Though George Chinnery may enjoy little more than footnote status in the history of world art, as a chronicler of his own world (colonial Macau) and his times (the early 19th century) he is without peer. In the absence of photography, taipans (‘big bosses’ of large companies) and mandarins turned to trade art (commissioned portraiture), and Chinnery was the master of the genre. Today he is known less for his formal portraits and paintings of factory buildings and clipper ships than for his landscapes and sometimes fragmentary sketches of everyday life.

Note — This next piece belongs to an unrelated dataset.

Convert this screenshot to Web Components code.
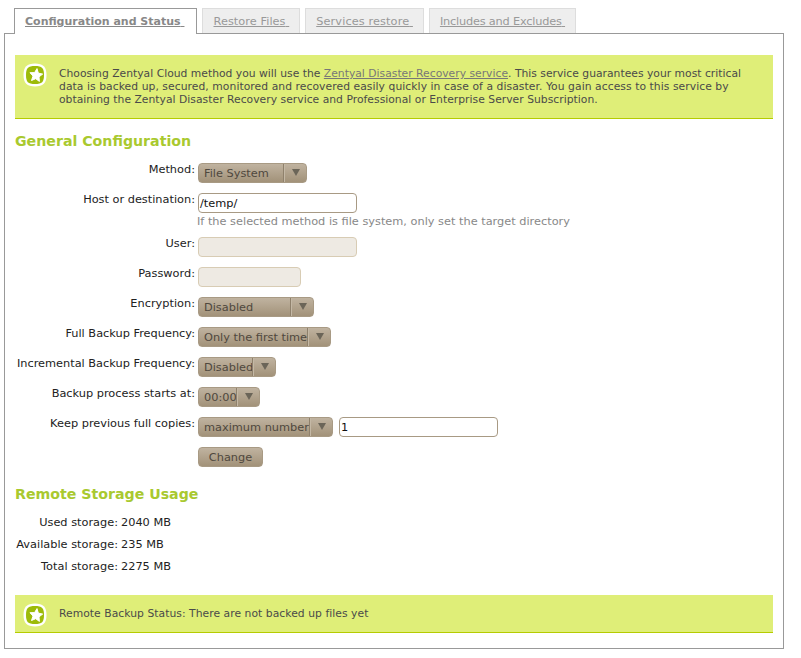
<!DOCTYPE html>
<html>
<head>
<meta charset="utf-8">
<title>Configuration and Status</title>
<style>
  html, body { margin: 0; background: #fff; }
  body { font: 11.33px "DejaVu Sans", sans-serif; color: #222; height: 658px; overflow: hidden; }
</style>
</head>
<body>
<backup-page>
  <tab-bar slot="tabs">
    <tab-item active>Configuration and Status</tab-item>
    <tab-item style="letter-spacing:.05px">Restore Files</tab-item>
    <tab-item style="letter-spacing:.1px">Services restore</tab-item>
    <tab-item style="letter-spacing:-.2px">Includes and Excludes</tab-item>
  </tab-bar>

  <note-box><span style="letter-spacing:.01px">Choosing Zentyal Cloud method you will use the <a href="#" style="color:#777">Zentyal Disaster Recovery service</a>. This service guarantees your most critical</span><br><span style="letter-spacing:.065px">data is backed up, secured, monitored and recovered easily quickly in case of a disaster. You gain access to this service by</span><br><span style="letter-spacing:.027px">obtaining the Zentyal Disaster Recovery service and Professional or Enterprise Server Subscription.</span></note-box>

  <section-title style="margin-top:13px">General Configuration</section-title>

  <form-row label="Method:" style="margin-top:13px"><select-box width="109" arrow="23">File System</select-box></form-row>
  <form-row label="Host or destination:"><text-box width="159" value="/temp/"></text-box></form-row>
  <hint-text>If the selected method is file system, only set the target directory</hint-text>
  <form-row label="User:" style="margin-top:8px"><text-box width="159" disabled></text-box></form-row>
  <form-row label="Password:"><text-box width="103" disabled></text-box></form-row>
  <form-row label="Encryption:"><select-box width="116" arrow="23">Disabled</select-box></form-row>
  <form-row label="Full Backup Frequency:"><select-box width="133" arrow="23">Only the first time</select-box></form-row>
  <form-row label="Incremental Backup Frequency:"><select-box width="78" arrow="23">Disabled</select-box></form-row>
  <form-row label="Backup process starts at:"><select-box width="62" arrow="23">00:00</select-box></form-row>
  <form-row label="Keep previous full copies:"><select-box width="135" arrow="23">maximum number</select-box><text-box width="159" value="1"></text-box></form-row>
  <form-row label=""><push-button>Change</push-button></form-row>

  <section-title style="margin-top:18px">Remote Storage Usage</section-title>

  <stat-row label="Used storage:" style="margin-top:13px">2040 MB</stat-row>
  <stat-row label="Available storage:">235 MB</stat-row>
  <stat-row label="Total storage:">2275 MB</stat-row>

  <note-box compact style="margin-top:22px;letter-spacing:.05px">Remote Backup Status: There are not backed up files yet</note-box>
</backup-page>

<script>
function define(name, css, html, init) {
  customElements.define(name, class extends HTMLElement {
    constructor() {
      super();
      this.attachShadow({mode: 'open'}).innerHTML = `<style>${css}</style>${html}`;
    }
    connectedCallback() {
      if (init) init(this, this.shadowRoot);
    }
  });
}

define('backup-page', `
  :host { display: block; padding-top: 8px; }
  .panel {
    margin: -1px 0 0 4px;
    width: 758px;
    height: 572px;
    padding: 21px 10px 21px 10px;
    border: 1px solid #999;
    background: #fff;
    display: flex;
    flex-direction: column;
  }
`, `<slot name="tabs"></slot><div class="panel"><slot></slot></div>`);

define('tab-bar', `
  :host { display: flex; align-items: flex-start; gap: 5px; padding-left: 14px; height: 26px; position: relative; z-index: 1; }
`, `<slot></slot>`);

define('tab-item', `
  :host {
    display: block;
    height: 24px;
    padding: 0 10px;
    line-height: 25px;
    background: #eee;
    border: 1px solid #ddd;
    border-bottom: 0;
    color: #999;
    text-decoration: underline;
    white-space: pre;
  }
  :host([active]) {
    height: 25px;
    padding-right: 12px;
    line-height: 26px;
    background: #fff;
    border-color: #999;
    color: #888;
    font-size: 11px;
    font-weight: bold;
  }
`, `<slot></slot> `);

define('note-box', `
  :host {
    display: flex;
    align-items: center;
    flex: none;
    height: 63px;
    background: #dfee78;
    border-bottom: 1px solid #b5cc00;
    color: #4a4a4a;
    font-size: 10.76px;
    line-height: 13px;
  }
  :host([compact]) { height: 37px; }
  svg { flex: none; align-self: flex-start; width: 24px; height: 24px; margin: 8px 12px 0 8px; }
`, `<svg viewBox="0 0 24 24">
    <path d="M12 .5C20 .5 23.5 4 23.5 12S20 23.5 12 23.5 .5 20 .5 12 4 .5 12 .5z" fill="#fff"/>
    <path d="M12 3C19 3 21 5 21 12S19 21 12 21 3 19 3 12 5 3 12 3z" fill="#9dbb09"/>
    <path d="M14 5.6l1.3 4.5 4.4 1-3.7 2.7.4 4.6-3.7-2.7-4.2 1.8 1.5-4.4-3-3.4 4.6-.1z" fill="#fff" stroke="#fff" stroke-width="1" stroke-linejoin="round"/>
  </svg><div><slot></slot></div>`);

define('section-title', `
  :host { display: block; flex: none; height: 18px; line-height: 18px; font-size: 14.16px; font-weight: bold; color: #a9c92f; }
`, `<slot></slot>`);

define('form-row', `
  :host { display: flex; flex: none; height: 20px; margin-top: 10px; }
  label { flex: none; width: 180px; padding-right: 3px; text-align: right; line-height: 13px; white-space: nowrap; }
  div { display: flex; gap: 6px; }
`, `<label></label><div><slot></slot></div>`, (el, root) => {
  root.querySelector('label').textContent = el.getAttribute('label');
});

define('select-box', `
  :host {
    display: flex;
    box-sizing: border-box;
    height: 20px;
    border: 1px solid #a89a84;
    border-radius: 4px;
    background: linear-gradient(#c0b3a0, #a29279);
    color: #4f483e;
    line-height: 19px;
    white-space: nowrap;
    overflow: hidden;
  }
  .text { flex: 1; padding-left: 5px; overflow: hidden; }
  .arrow { flex: none; display: flex; justify-content: center; padding: 5px 0 0 1px; box-sizing: border-box; border-left: 1px solid #8f816c; box-shadow: inset 1px 0 #c4b8a5; }
  svg { width: 8px; height: 7px; }
`, `<span class="text"><slot></slot></span><span class="arrow"><svg viewBox="0 0 8 7"><path d="M0 0h8L4 7z" fill="#6b6558"/></svg></span>`, (el, root) => {
  el.style.width = el.getAttribute('width') + 'px';
  root.querySelector('.arrow').style.width = el.getAttribute('arrow') + 'px';
});

define('text-box', `
  :host {
    display: block;
    box-sizing: border-box;
    height: 20px;
    padding-left: 1px;
    border: 1px solid #a89a84;
    border-radius: 4px;
    background: #fff;
    color: #111;
    line-height: 19px;
  }
  :host([disabled]) { background: #eeeae3; border-color: #d8ccb4; }
`, `<span></span>`, (el, root) => {
  el.style.width = el.getAttribute('width') + 'px';
  root.querySelector('span').textContent = el.getAttribute('value') || '';
});

define('hint-text', `
  :host { display: block; flex: none; height: 15px; margin: 1px 0 0 182px; line-height: 15px; color: #888; }
`, `<slot></slot>`);

define('push-button', `
  :host {
    display: block;
    box-sizing: border-box;
    width: 65px;
    height: 20px;
    border: 1px solid #a89a84;
    border-radius: 4px;
    background: linear-gradient(#c0b3a0, #a29279);
    color: #4f483e;
    line-height: 18px;
    text-align: center;
  }
`, `<slot></slot>`);

define('stat-row', `
  :host { display: flex; flex: none; height: 13px; margin-top: 9px; line-height: 13px; }
  label { flex: none; width: 103px; padding-right: 3px; text-align: right; white-space: nowrap; }
`, `<label></label><span><slot></slot></span>`, (el, root) => {
  root.querySelector('label').textContent = el.getAttribute('label');
});
</script>
</body>
</html>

Chinnery was born in London in 1774 and studied at the Royal Academy of Arts before turning his hand to portrait painting in Dublin. He sailed for India in 1802 and spent the next 23 years in Madras and Calcutta, where he earned substantial sums (up to UK£500 a month) as a popular portrait painter to British colonial society and spent most of it on his opium addiction. He fled to Macau in 1825 to escape spiralling debts, Calcutta’s ‘cranky formality’ and his wife (whom he described as ‘the ugliest woman I ever saw in my life’), and took up residence at 8 Rua de Inácio Baptista ( Map), just south of the Church of St Lawrence. He lived at this address until his death from stroke in 1852.

Although Chinnery is sometimes ‘claimed’ by Hong Kong (the Mandarin Oriental hotel even has a bar named after him), he visited the colony only once, during the hot summer of 1846. Although he was unwell and did not like it very much, he managed to execute some vivid sketches of the place.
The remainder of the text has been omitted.